Monographs are different

“Selecting, shaping, vetting, and producing books and then connecting them with their readers in a way that is responsible and sustainable,” as Britton writes, is the goal of all who work for scholarly presses. “Even non-profit publishers need to make enough money to sustain their activity.” Several studies have interrogated the costs of monograph publishing. Perhaps the most widely cited is the 2016 ITHAKA S+R survey of 20 US university presses, which calculated an average “basic” cost of $28,618 (£21,923) per book. This figure includes the significant staff time directly related to preparing a manuscript for distribution (without printing and royalty costs), but not overhead that supports a publisher’s continued viability.

While it is tempting to peg policy decisions to an expectation of lower costs, ungrounded assumptions often lead to unintended, undesirable consequences. Overlooking the value of the labour behind these costs and the need to create a scalable, sustainable publishing model may limit services and development offered to authors (especially those without institutional funding) and ultimately degrade scholarship. As the ITHAKA report authors wondered, “Should higher per-book costs be interpreted as a sign of press inefficiency or as a reflection of a healthy press in a position to devote and invest greater resources?”

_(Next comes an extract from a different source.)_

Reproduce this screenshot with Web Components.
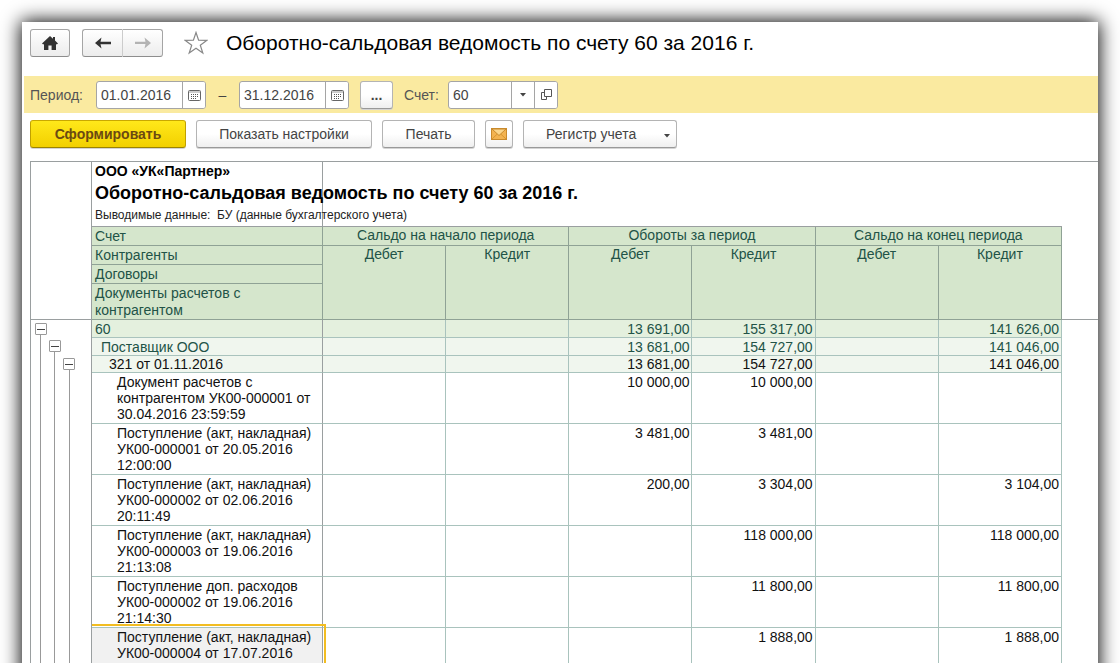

Different global responses

Many in the global community of the Association of University Presses (AUPresses)—including Cambridge, Oxford, Liverpool, and Manchester University Presses—are already embracing OA for various projects. For example, at present, OA monographs are frequently offered in tandem with print or e-book formats for purchase, echoing the finding of the 2015 Ithaka S+R / Jisc / Research Libraries UK Survey of Academics that “academics’ preference for using scholarly monographs in various ways (eg, reading a section or cover to cover, skimming, exploring references, searching for a particular topic) in print format rather than digital format has only increased since the previous cycle of the survey.”

“A potential REF OA mandate could work for many books,” observes Anthony Cond, Managing Director of Liverpool University Press, “provided it comes with a clear understanding of the requirements for long-term financial sustainability. Our OA books go through the same rigorous editorial and peer review process as non-OA publications and they are published to the same high production standards and with extensive marketing. And there will need to be a long list of exceptions, for which print formats will endure.”

The 2018 Open Access Monographs report from Universities UK concludes that “there is no single dominant emerging business model” for OA monograph publishing. Amherst/Lever, California/Luminos, Johns Hopkins/MUSE, Michigan, Minnesota, and North Carolina university presses are all cited as developing innovative funding models, digital platforms, workflow tools, reading interfaces, and impact analytics. Towards an Open Monograph Ecosystem (TOME), a joint project of AUPresses, the Association of Research Libraries, and the Association of American Universities, is another experiment in system-wide support for long-form OA.

The Andrew W. Mellon Foundation has funded a number of US initiatives to build the infrastructure for producing “high-quality, broadly accessible, digital products” at scale. Many of the desired product qualities described by Mellon’s Donald J. Waters’ 2016 Monograph publishing in the digital age figure prominently in the university press projects above. Perhaps most importantly, Waters writes, “The Mellon Foundation strongly supports open access and believes that it will play an important role in how its vision of the monograph of the future is achieved, but open access is one of the means to the ends we envision, not an end in itself.”

Consultancy fullstopp GmbH – appointed by Research England, Jisc, the Arts and Humanities Research Council, and the British Academy – is currently collecting and analysing data from publishers, librarians, and other stakeholders. Their efforts appear comprehensive, and policymakers are to be applauded for seeking to make evidence-based policy changes. While university presses are embracing long-form OA innovation with vigour, policymakers also must recognise that as of yet no scalable model exists for sustainably publishing OA monographs. The tenets of high-quality scholarship itself — thorough research, careful hypothesis testing, and rigorous review — will undoubtedly reveal a way forward.